En revanche, ce qui distingue Denchu-Kozo du reste de la filmographie de Tsukamoto réside dans son scénario anodin et enchanteur, largement porté sur la romance de son héros lycéen et de sa rencontre avec sa compagne venue d’un autre temps. Denchu-Kozo est probablement la dernière étape de son auteur vers le chemin de ses véritables intentions de cinéaste, lui qui avalait de nombreuses influences, y compris dans la culture populaire. Mais loin d’être un pastiche ridicule des fictions lycéennes fantastiques, Denchu-Kozo se révèle charmant y compris sous cet aspect. D’une part, il s’agit d’un genre dont les Japonais raffolent, qui est dans leur ADN, et qui ne peut pas être nanardisé facilement. D’autre part, Tsukamoto est un artiste à l’inspiration constante, encore maintenant, sans doute plus encore dans sa jeunesse où sa vivacité bouillonne à l’écran. Il était difficile pour lui de rater une romance lycéenne fantastique, même en ajoutant des éléments grotesques comme des vampires cyborgs tueurs gothico-punks et des effets à base de cartons et de dessins. Ce joyeux mélange fonctionne à tous les étages, de par la sincérité dont fait preuve son auteur et la patine de ces effets quasiment enfantins.
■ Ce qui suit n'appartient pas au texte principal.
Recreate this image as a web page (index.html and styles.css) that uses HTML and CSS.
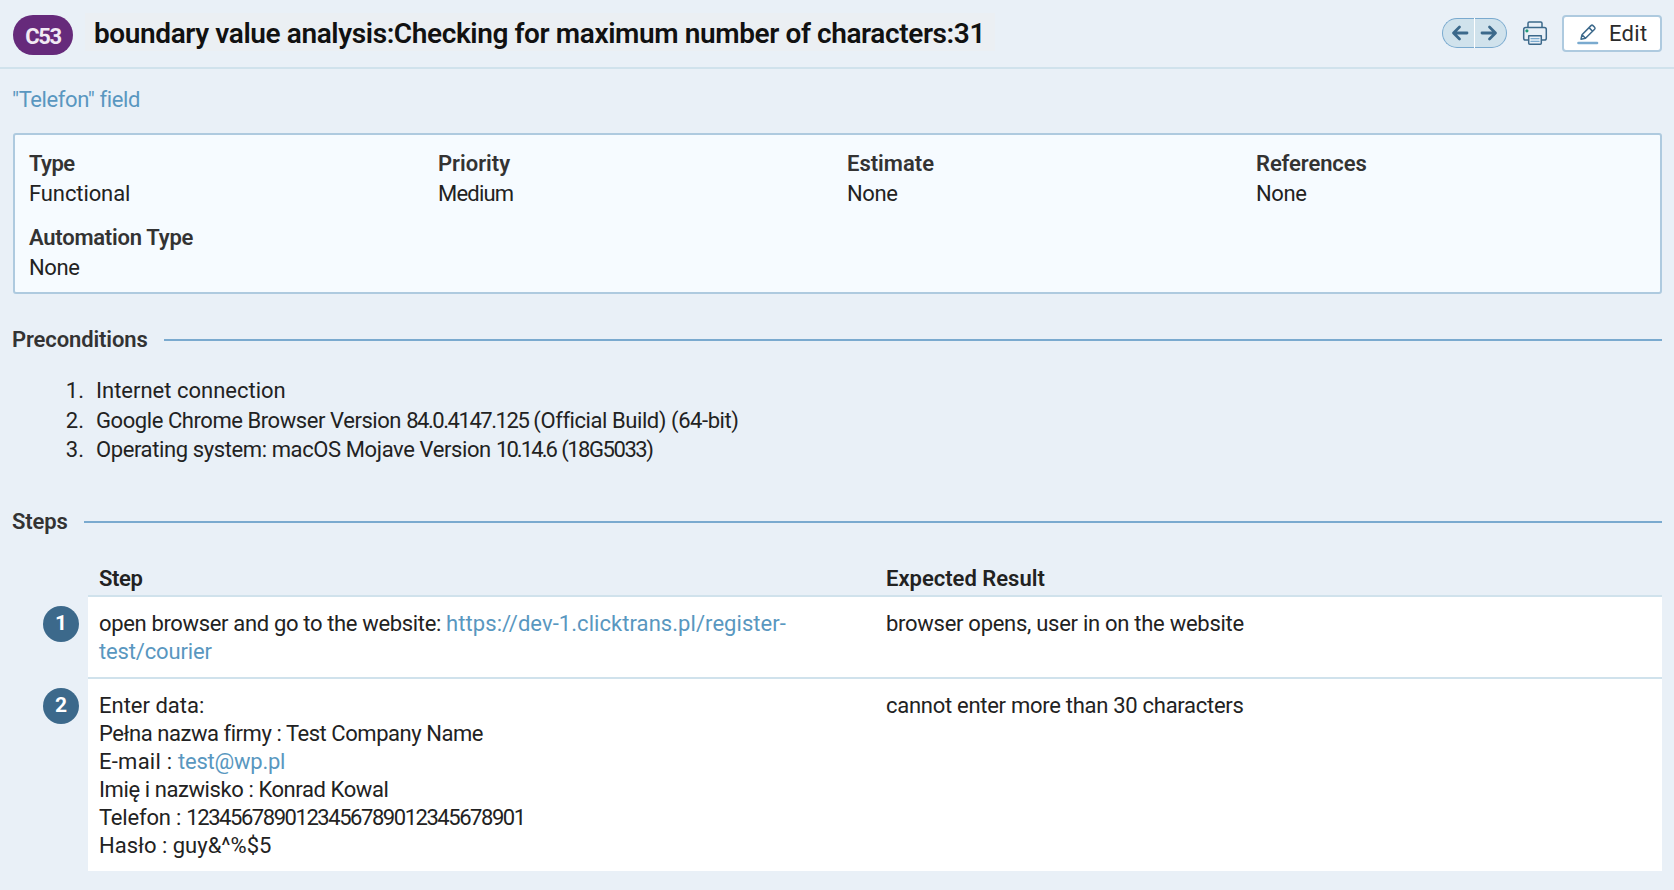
FILE: index.html
```
<!DOCTYPE html>
<html lang="en">
<head>
<meta charset="utf-8">
<title>C53 – boundary value analysis</title>
<link rel="stylesheet" href="styles.css">
</head>
<body>
<header class="header">
  <span class="case-id">C53</span>
  <h1 class="title">boundary value analysis:Checking for maximum number of characters:31</h1>
  <div class="tools">
    <div class="pager">
      <a class="pager-btn"><svg width="18" height="16" viewBox="0 0 18 16"><path d="M16 8H3M8.500 2 2.500 8l6 6"/></svg></a>
      <a class="pager-btn"><svg width="18" height="16" viewBox="0 0 18 16"><path d="M2 8h13M9.500 2l6 6-6 6"/></svg></a>
    </div>
    <svg class="printer" width="26" height="26" viewBox="0 0 26 26">
      <path class="dark" d="M6 7.500V3.300Q6 2 7.300 2H18.700Q20 2 20 3.300V7.500M6 20H3.500Q1.700 20 1.700 18.200V9.500Q1.700 7.500 3.700 7.500H22.300Q24.300 7.500 24.300 9.500V18.200Q24.300 20 22.500 20H20"/>
      <path class="paper" d="M6.700 15.800H19.300V23.200Q19.300 24.200 18.300 24.200H7.700Q6.700 24.200 6.700 23.200Z"/>
      <path class="light" d="M9 18.600h8M9 21.400h8"/>
      <circle class="led" cx="4.900" cy="10.800" r="1.600"/>
    </svg>
    <a class="edit">
      <svg width="22" height="22" viewBox="0 0 22 22">
        <path class="dark" d="M4 16.200 5 11.700 14 2.600Q15 1.700 16 2.600L17.600 4.200Q18.500 5.200 17.600 6.200L8.500 15.200ZM12 4.600l3.600 3.600M5 11.700l3.500 3.500"/>
        <path class="bar" d="M1.500 20h18.500"/>
      </svg>
      <span>Edit</span>
    </a>
  </div>
</header>
<main class="content">
  <a class="section-link">"Telefon" field</a>
  <dl class="details">
    <div><dt class="t-type">Type</dt><dd>Functional</dd></div>
    <div><dt>Priority</dt><dd class="t-medium">Medium</dd></div>
    <div><dt>Estimate</dt><dd class="t-none">None</dd></div>
    <div><dt class="t-refs">References</dt><dd class="t-none">None</dd></div>
    <div><dt class="t-auto">Automation Type</dt><dd class="t-none">None</dd></div>
  </dl>
  <h2 class="group">Preconditions</h2>
  <ol class="pre">
    <li><span class="n">1.</span><span>Internet connection</span></li>
    <li><span class="n">2.</span><span class="t-browser">Google Chrome Browser Version <span class="digits">84.0.4147.125</span> (Official Build) (64-bit)</span></li>
    <li><span class="n">3.</span><span class="t-os">Operating system: macOS Mojave Version <span class="build">10.14.6</span> <span class="digits">(18G5033)</span></span></li>
  </ol>
  <h2 class="group">Steps</h2>
  <div class="steps">
    <div class="row head"><span></span><span class="cell t-step">Step</span><span class="cell">Expected Result</span></div>
    <div class="row">
      <span class="num">1</span>
      <div class="cell t-open">open browser and go to the website: <a class="t-url">https://dev-1.clicktrans.pl/register-<br><span class="t-path">test/courier</span></a></div>
      <div class="cell t-result">browser opens, user in on the website</div>
    </div>
    <div class="row">
      <span class="num">2</span>
      <div class="cell">
        <p>Enter data:</p>
        <p class="t-name">Pełna nazwa firmy : Test Company Name</p>
        <p><span class="t-mail">E-mail : </span><a class="t-addr">test@wp.pl</a></p>
        <p class="t-person">Imię i nazwisko : Konrad Kowal</p>
        <p class="t-phone">Telefon : <span class="digits">1234567890123456789012345678901</span></p>
        <p>Hasło : guy&amp;^%$5</p>
      </div>
      <div class="cell t-result">cannot enter more than 30 characters</div>
    </div>
  </div>
</main>
</body>
</html>
```
FILE: styles.css
```
* { box-sizing: border-box; }
body {
  margin: 0;
  background: #e9f0f7;
  color: #222;
  font: 22px/28px Roboto, sans-serif;
}
h1, h2, p, dl, dd, ol { margin: 0; padding: 0; }
a { color: #5997c0; text-decoration: none; }
svg { display: block; fill: none; stroke-linecap: round; stroke-linejoin: round; }

.header {
  display: flex;
  align-items: flex-start;
  height: 69px;
  padding: 13px 12px 0 13px;
  border-bottom: 2px solid #d0e2ec;
}
.case-id {
  width: 60px;
  height: 40px;
  margin-top: 2px;
  border-radius: 20px;
  background: #662a7b;
  color: #f1eaf4;
  font-weight: 700;
  line-height: 44px;
  letter-spacing: -1.3px;
  text-align: center;
}
.title {
  height: 38px;
  margin-left: 12px;
  padding: 0 10px 0 9px;
  background: #ebeff3;
  color: #111;
  font-size: 28px;
  font-weight: 600;
  line-height: 41px;
  letter-spacing: -0.390px;
  white-space: nowrap;
}
.tools { display: flex; margin-left: auto; }
.pager { display: flex; gap: 1px; margin: 5px 15px 0 0; height: 30px; background: #fff; border-radius: 15px; }
.pager-btn {
  display: flex;
  align-items: center;
  width: 32px;
  background: #d0e2ec;
  border: 1.500px solid #7aaacf;
}
.pager-btn:first-child { border-right: 0; border-radius: 15px 0 0 15px; padding-left: 8px; }
.pager-btn:last-child { border-left: 0; border-radius: 0 15px 15px 0; padding-left: 5px; }
.pager-btn svg { stroke: #3c698b; stroke-width: 2.800; }
.printer { margin: 7px 14px 0 0; }
.dark { stroke: #3c698b; stroke-width: 1.500; }
.light { stroke: #7aaacf; stroke-width: 1.300; }
.paper { fill: #e9f0f7; stroke: #3c698b; stroke-width: 1.500; }
.led { fill: #1f9b78; }
.edit {
  display: flex;
  width: 100px;
  height: 37px;
  margin-top: 2px;
  padding-left: 13px;
  border: 2px solid #aecadf;
  border-radius: 4px;
  background: #fff;
  color: #2b2b2b;
  line-height: 34px;
  letter-spacing: 0.314px;
}
.edit svg { margin: 6px 10px 0 0; }
.edit .bar { stroke: #7aaacf; stroke-width: 2.600; }

.content { padding: 17px 12px 0 13px; }
.section-link { display: block; margin-left: -1px; letter-spacing: -0.4px; }
.details {
  display: grid;
  grid-template-columns: repeat(4, 409px);
  row-gap: 14px;
  height: 161px;
  margin-top: 19px;
  padding: 14px 0 0 14px;
  border: 2px solid #aecadf;
  border-radius: 3px;
  background: #f6fbff;
  line-height: 30px;
  align-content: start;
}
dt { font-weight: 600; color: #333; }
dd { letter-spacing: -0.1px; }
.group {
  display: flex;
  align-items: center;
  gap: 16px;
  margin-left: -1px;
  color: #333;
  font-size: 22px;
  font-weight: 600;
  letter-spacing: -0.120px;
}
.group::after { content: ""; flex: 1; height: 2px; background: #7aaacf; }
.details + .group { margin-top: 32px; }
.pre { list-style: none; margin: 22px 0 43px; line-height: 29.660px; }
.pre li { display: flex; gap: 12px; }
.n { width: 71px; text-align: right; }

.row { display: grid; grid-template-columns: 75px 787px 787px; }
.cell { padding: 13px 12px 11px 11px; background: #fff; }
.row:not(.head) .cell { border-top: 2px solid #d0e2ec; }
.head { margin-top: 14px; height: 45px; font-weight: 600; }
.head .cell { background: none; padding: 15px 12px 0 11px; }
.num {
  width: 36px;
  height: 36px;
  margin: 11px 0 0 30px;
  border-radius: 50%;
  background: #3c698b;
  color: #fff;
  font-size: 21px;
  font-weight: 700;
  line-height: 35px;
  text-align: center;
}

/* tracking */
.t-type { letter-spacing: -0.6px; }
.t-medium { letter-spacing: -0.8px; }
.t-none { letter-spacing: -0.4px; }
.t-refs { letter-spacing: -0.1px; }
.t-auto { letter-spacing: -0.25px; }
.t-browser { letter-spacing: -0.430px; }
.t-os { letter-spacing: -0.390px; }
.digits { letter-spacing: -1.450px; }
.build { letter-spacing: -1.900px; }
.t-step { letter-spacing: -0.4px; }
.t-open { letter-spacing: -0.343px; }
.t-url { letter-spacing: 0.06px; }
.t-path { letter-spacing: -0.150px; }
.t-name { letter-spacing: -0.450px; }
.t-mail { letter-spacing: 0.25px; }
.t-addr { letter-spacing: -0.246px; }
.t-person { letter-spacing: -0.410px; }
.t-phone { letter-spacing: -0.2px; }
.t-result { letter-spacing: -0.280px; }
```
Denchu-Kozo est une œuvre de jeunesse totalement généreuse et qu’on ne qualifiera pas ici de too much ou de fauché. Elle annonce tout le souffle qui habitera la filmographie de Tsukamoto Shinya pour les 30 années à venir, celui d’un cinéaste en dehors de la mêlée.
Bonus vidéo
Présentation de Tsukamoto Shinya (5 min) – module repris d’une ancienne édition vidéo, Tsukamoto revient brièvement mais sincèrement sur ses débuts de cinéaste et ce que le succès d’estime de Denchu-Kozo lui a offert, lui qui se sentait à part avant de faire du cinéma.
Maxime Bauer.
Les Aventures de Denchu-Kozo de Tsukamoto Shinya. Japon. 1986. Disponible dans le coffret Shinya Tsukamoto en 10 films paru chez Carlotta Films le 17/05/2023.